Catch the misconfiguration before it reaches AWS by scanning Terraform plans in your pipeline. Tools like tfsec or checkov flag unencrypted EFS resources out of the box:

checkov -d ./infra --check CKV_AWS_42

Tip: Run the IaC scan as a required pull request check and the SCP as the backstop. The scan gives developers fast feedback in the place they are already working, and the SCP guarantees nothing slips through manual console clicks or scripts that bypass review.


Best practices

  • Use customer-managed KMS keys for sensitive data. They give you control over key rotation, independent access policies, and CloudTrail visibility into every decrypt operation.
  • Pair encryption at rest with encryption in transit.

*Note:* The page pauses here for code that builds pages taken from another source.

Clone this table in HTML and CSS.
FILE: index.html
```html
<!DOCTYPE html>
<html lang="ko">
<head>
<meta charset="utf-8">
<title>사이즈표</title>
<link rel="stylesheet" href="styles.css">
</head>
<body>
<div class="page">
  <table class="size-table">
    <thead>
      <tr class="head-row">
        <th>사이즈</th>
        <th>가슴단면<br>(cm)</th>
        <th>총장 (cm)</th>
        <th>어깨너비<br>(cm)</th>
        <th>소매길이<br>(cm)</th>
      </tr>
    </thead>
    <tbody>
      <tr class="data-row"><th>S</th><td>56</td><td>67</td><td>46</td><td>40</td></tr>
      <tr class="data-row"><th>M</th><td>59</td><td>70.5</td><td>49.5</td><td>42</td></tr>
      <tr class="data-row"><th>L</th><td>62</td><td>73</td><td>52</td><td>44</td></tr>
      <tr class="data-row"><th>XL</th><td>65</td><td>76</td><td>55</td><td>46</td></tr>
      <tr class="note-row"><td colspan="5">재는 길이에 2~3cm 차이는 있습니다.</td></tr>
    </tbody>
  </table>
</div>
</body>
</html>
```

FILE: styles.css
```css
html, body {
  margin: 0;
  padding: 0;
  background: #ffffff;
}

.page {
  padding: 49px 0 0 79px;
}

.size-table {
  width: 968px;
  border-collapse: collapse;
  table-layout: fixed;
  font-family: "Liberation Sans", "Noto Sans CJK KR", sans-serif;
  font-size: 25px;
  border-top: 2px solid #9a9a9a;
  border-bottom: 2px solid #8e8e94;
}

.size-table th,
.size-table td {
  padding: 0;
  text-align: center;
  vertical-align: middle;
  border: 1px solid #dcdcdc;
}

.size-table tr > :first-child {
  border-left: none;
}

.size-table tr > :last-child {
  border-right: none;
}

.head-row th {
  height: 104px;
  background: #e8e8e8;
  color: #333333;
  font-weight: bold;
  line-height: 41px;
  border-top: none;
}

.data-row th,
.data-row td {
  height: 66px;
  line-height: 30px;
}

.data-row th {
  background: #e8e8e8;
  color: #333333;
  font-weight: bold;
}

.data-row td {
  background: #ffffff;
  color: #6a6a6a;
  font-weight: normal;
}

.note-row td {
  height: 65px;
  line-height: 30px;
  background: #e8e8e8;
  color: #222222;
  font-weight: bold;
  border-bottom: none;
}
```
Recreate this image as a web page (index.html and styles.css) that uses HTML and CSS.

Mount with the -o tls option using the EFS mount helper, or set transit_encryption = "ENABLED" in ECS volume configurations.
  • Enforce encryption on backups too. Configure AWS Backup vaults with their own KMS key so recovery points are protected even if the source ever was not.
  • Restrict access with file system policies and security groups. Encryption is a backstop, not a substitute for least-privilege NFS access.
  • Audit continuously. Run the efs_unencrypted check on a schedule so a new file system created outside your pipeline is caught within hours, not at the next audit.

The cost of getting this right is essentially zero. EFS encryption at rest adds no charge and has negligible performance impact. The cost of getting it wrong is a data migration under audit pressure, or worse, an incident report explaining why customer data was sitting in plaintext. Set it at creation, enforce it with policy, and move on.